Profile: Project Creator

This page provides an overview of the Documents connector.

Project creators use this connector to upload documents to their Squirro projects.

Overview#

The Documents connector is one of the most frequently-used out-of-the-box Built-In Data Connectors.

It is found under the Data Import tab of Data Sources and is used to upload common office document file types to a Squirro project.

Documents Connector

Reference: For general information on how to load data into Squirro, see How to Load Data Using the UI.

Acceptable Document Types#

The Documents connector allows you to upload the following common document formats, including Microsoft Office and OpenOffice file types:

  • .CSV

  • .DOC, .DOCX

  • .ODP, .ODS, .ODT

  • .PDF

  • .PPT, .PPTX

  • .RTF

  • .TXT

  • .XLS, .XLSX

Warning

Password protection on files must be removed before upload, otherwise they will not load correctly and will not be indexed.

CSV and Excel Files#

Squirro offers standalone CSV and Excel connectors for working with CSV, XLS, and XLSX files in a more advanced way.

If these file types are uploaded using the Documents connector, they are converted to PDFs for indexing.

If end users will simply view the files in the Squirro UI, this is fine.
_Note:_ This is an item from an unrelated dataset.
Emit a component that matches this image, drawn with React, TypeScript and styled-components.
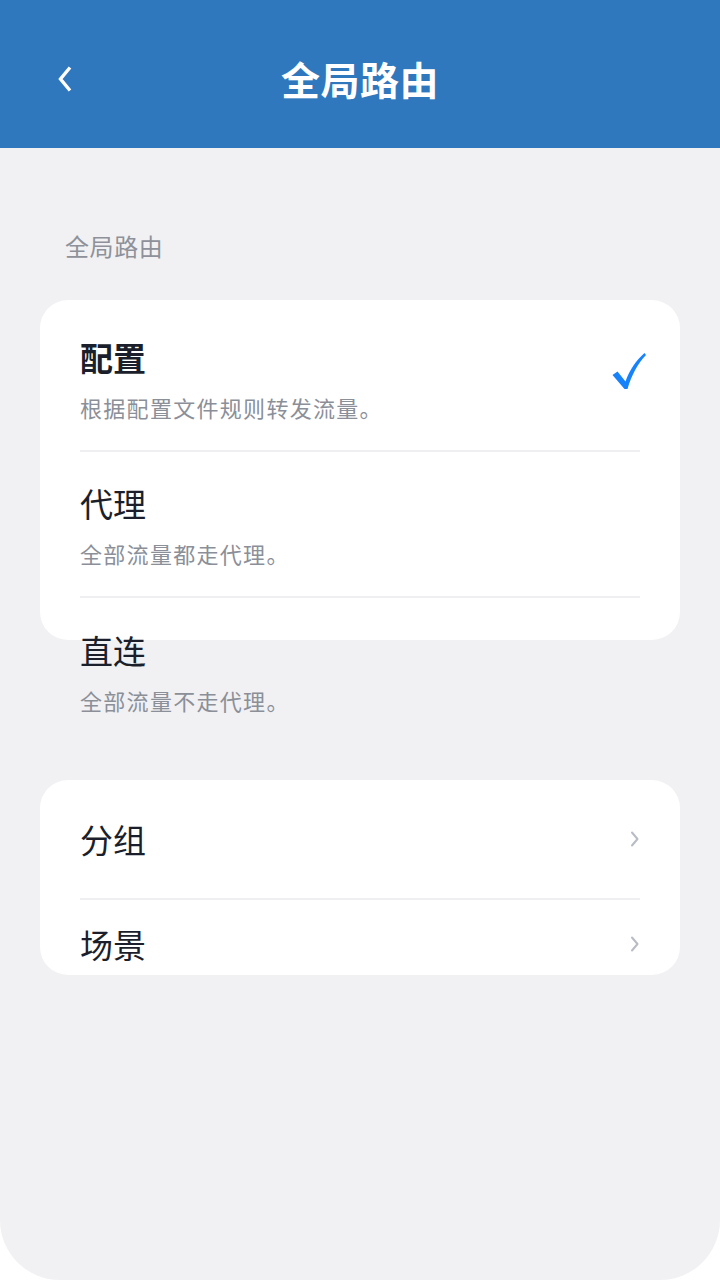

However, if you will be using these file types as the basis to create labels, as the basis of machine learning models, or in other advanced use cases, you should use a dedicated connector instead.

Note: When the Excel and CSV connectors are used, every row in those uploaded files is indexed as a separate Squirro item. However, with the Documents connector, each document is indexed as a single PDF item.

ZIP Files#

You can also upload ZIP files containing multiple documents. The ZIP file will be extracted and each document will be indexed separately.

ZIP files can contain multiple different document types together, for example, a ZIP file could contain a PDF, a DOCX, and a TXT file.

Warning: Although ZIP files can contain multiple different document types, they cannot contain sub-folders.